Aim >> Return each line that holds the word "React".
======== Material
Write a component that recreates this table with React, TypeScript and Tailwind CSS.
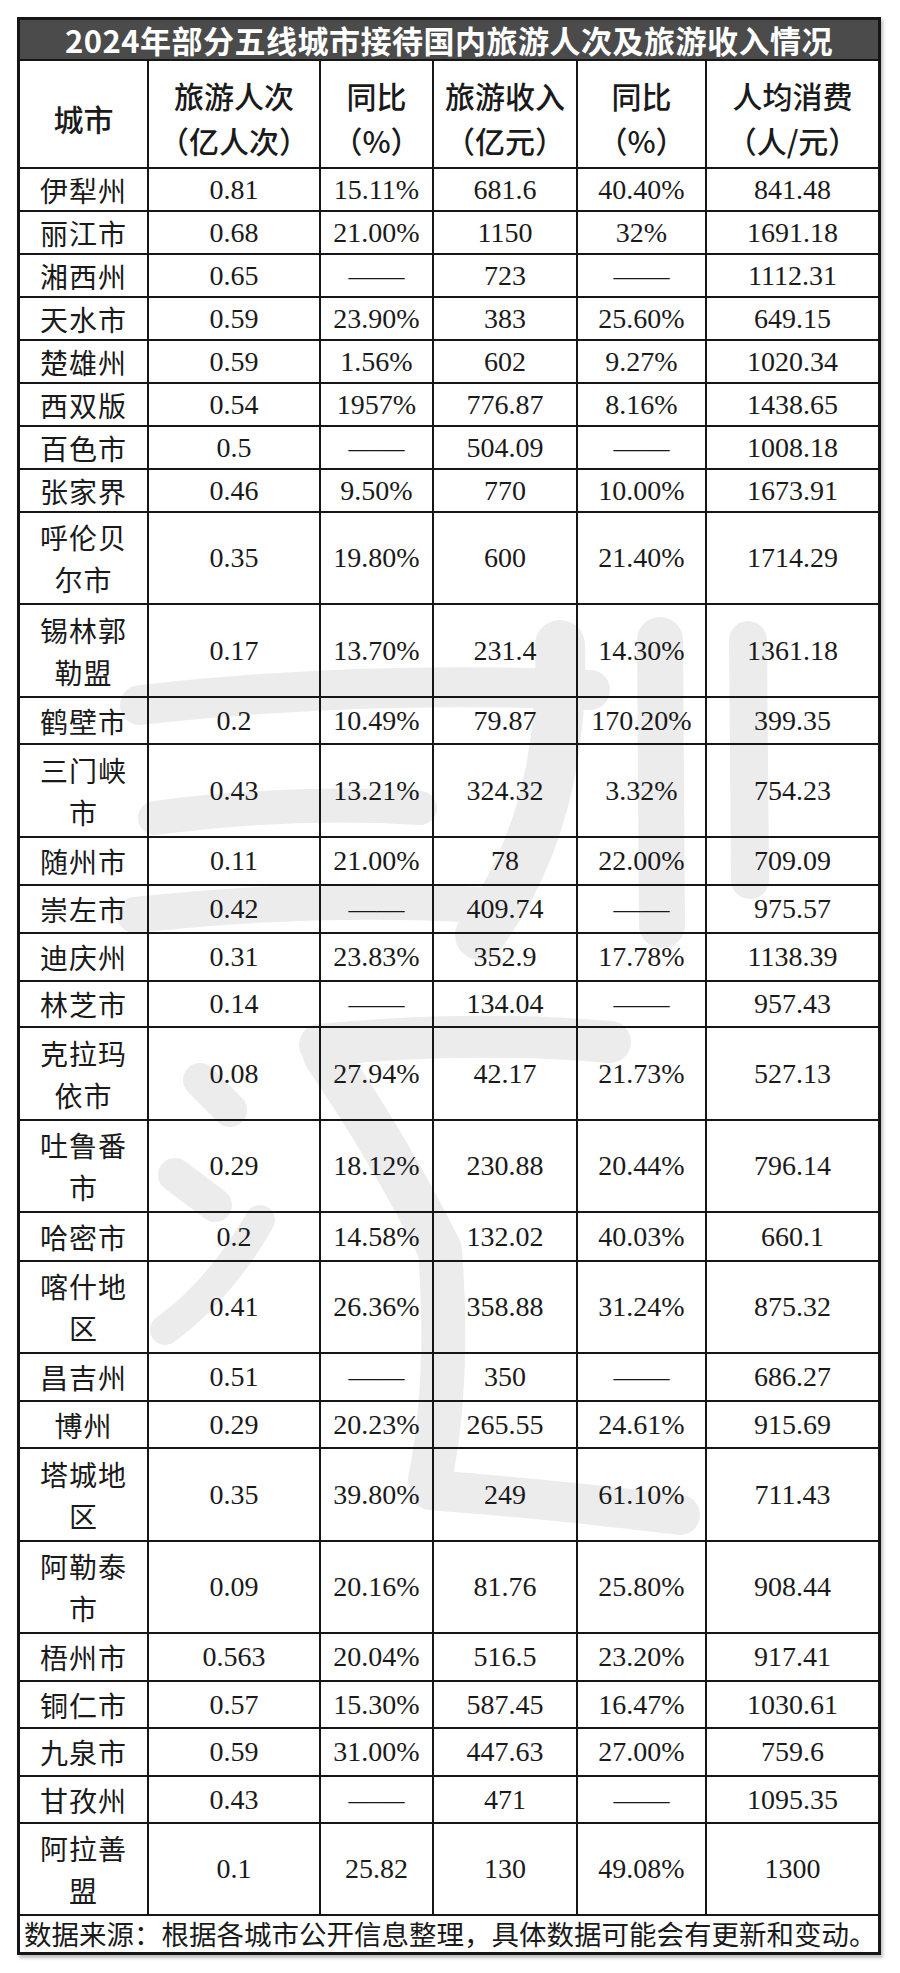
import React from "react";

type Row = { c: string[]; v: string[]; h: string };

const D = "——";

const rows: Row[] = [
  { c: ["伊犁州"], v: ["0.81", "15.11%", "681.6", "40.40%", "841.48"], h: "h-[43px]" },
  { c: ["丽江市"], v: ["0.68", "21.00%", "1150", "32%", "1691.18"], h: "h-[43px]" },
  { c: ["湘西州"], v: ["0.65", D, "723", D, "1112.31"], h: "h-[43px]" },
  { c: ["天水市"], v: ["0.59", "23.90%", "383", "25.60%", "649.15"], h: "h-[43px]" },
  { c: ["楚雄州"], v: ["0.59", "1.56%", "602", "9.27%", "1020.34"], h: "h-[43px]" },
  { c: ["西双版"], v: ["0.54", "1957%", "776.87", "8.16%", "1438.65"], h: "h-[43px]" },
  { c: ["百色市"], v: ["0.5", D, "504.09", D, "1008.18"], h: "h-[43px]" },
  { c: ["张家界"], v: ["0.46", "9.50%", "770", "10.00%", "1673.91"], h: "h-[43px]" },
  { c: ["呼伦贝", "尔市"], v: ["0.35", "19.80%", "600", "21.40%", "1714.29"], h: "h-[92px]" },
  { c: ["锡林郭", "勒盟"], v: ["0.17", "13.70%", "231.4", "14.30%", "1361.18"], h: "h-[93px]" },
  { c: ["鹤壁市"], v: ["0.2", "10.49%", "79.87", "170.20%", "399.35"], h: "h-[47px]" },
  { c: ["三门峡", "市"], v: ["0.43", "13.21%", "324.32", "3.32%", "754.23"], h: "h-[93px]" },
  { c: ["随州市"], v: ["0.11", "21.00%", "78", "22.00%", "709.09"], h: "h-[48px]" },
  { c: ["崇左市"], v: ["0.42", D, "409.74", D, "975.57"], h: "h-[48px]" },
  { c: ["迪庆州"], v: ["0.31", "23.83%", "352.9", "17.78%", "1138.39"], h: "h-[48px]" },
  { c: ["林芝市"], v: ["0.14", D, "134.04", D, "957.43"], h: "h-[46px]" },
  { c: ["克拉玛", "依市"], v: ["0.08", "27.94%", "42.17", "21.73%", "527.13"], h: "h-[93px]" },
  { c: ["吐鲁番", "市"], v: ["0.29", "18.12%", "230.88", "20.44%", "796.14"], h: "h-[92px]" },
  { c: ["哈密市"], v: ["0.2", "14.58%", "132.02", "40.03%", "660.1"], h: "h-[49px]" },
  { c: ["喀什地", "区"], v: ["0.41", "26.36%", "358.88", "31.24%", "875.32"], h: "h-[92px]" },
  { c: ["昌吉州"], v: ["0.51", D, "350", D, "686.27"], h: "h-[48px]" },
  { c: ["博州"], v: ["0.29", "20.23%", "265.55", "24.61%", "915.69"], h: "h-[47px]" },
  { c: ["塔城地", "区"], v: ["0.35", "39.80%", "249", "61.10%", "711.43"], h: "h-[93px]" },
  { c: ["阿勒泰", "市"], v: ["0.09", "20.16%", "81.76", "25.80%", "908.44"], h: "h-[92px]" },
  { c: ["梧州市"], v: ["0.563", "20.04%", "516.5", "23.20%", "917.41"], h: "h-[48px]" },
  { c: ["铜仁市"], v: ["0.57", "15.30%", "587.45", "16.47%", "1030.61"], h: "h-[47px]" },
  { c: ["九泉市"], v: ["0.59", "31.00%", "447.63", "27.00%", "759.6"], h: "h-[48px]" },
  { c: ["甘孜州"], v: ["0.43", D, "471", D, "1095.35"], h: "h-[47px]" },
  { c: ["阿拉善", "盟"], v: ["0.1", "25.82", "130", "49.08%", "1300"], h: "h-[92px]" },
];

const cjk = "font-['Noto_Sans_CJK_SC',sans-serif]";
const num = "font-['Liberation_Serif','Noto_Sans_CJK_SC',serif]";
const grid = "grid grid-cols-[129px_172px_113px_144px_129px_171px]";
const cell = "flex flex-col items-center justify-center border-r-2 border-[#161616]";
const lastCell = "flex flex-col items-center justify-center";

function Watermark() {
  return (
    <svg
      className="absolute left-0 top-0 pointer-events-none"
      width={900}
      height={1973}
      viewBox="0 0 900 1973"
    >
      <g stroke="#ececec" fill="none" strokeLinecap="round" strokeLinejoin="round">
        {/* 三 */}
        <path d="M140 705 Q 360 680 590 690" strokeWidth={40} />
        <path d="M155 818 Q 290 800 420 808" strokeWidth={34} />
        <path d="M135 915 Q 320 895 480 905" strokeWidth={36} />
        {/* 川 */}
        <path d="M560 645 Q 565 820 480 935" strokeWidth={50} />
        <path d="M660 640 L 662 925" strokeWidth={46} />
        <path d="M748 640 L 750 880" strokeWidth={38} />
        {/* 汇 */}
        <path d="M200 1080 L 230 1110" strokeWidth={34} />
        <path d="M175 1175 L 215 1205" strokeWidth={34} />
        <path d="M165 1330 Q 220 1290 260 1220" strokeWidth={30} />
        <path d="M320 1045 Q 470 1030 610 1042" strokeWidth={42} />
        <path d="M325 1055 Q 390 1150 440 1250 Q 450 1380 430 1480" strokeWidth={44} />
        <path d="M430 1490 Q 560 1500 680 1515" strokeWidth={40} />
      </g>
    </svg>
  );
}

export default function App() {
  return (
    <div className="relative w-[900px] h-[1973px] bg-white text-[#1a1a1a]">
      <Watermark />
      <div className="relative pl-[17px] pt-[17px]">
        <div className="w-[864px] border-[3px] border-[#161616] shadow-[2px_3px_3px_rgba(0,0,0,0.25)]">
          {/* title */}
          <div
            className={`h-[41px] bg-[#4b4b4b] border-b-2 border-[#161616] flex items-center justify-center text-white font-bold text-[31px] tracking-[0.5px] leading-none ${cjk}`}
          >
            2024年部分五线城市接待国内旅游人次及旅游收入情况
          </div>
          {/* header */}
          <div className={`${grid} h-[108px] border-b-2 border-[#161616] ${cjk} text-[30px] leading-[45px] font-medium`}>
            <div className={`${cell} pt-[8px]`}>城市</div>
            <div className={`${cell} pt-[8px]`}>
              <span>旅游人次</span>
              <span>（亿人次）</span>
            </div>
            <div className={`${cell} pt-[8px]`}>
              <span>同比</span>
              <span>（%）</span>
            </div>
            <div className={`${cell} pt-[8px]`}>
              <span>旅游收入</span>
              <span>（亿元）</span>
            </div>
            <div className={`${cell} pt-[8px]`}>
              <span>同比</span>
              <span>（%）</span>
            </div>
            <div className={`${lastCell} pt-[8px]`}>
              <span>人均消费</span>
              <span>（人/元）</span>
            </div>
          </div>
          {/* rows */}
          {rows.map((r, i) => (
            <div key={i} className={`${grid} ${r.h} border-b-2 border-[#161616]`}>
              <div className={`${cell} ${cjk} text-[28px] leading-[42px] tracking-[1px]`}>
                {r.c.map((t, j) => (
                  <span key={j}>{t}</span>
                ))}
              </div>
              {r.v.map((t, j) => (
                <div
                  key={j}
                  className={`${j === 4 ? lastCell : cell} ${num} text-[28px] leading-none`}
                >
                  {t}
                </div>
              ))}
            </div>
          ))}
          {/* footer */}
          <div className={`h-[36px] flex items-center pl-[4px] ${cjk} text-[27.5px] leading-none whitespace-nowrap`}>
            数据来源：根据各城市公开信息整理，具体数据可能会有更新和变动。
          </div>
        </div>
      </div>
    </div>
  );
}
================
Final result >>
Write a component that recreates this table with React, TypeScript and Tailwind CSS.
import React from "react";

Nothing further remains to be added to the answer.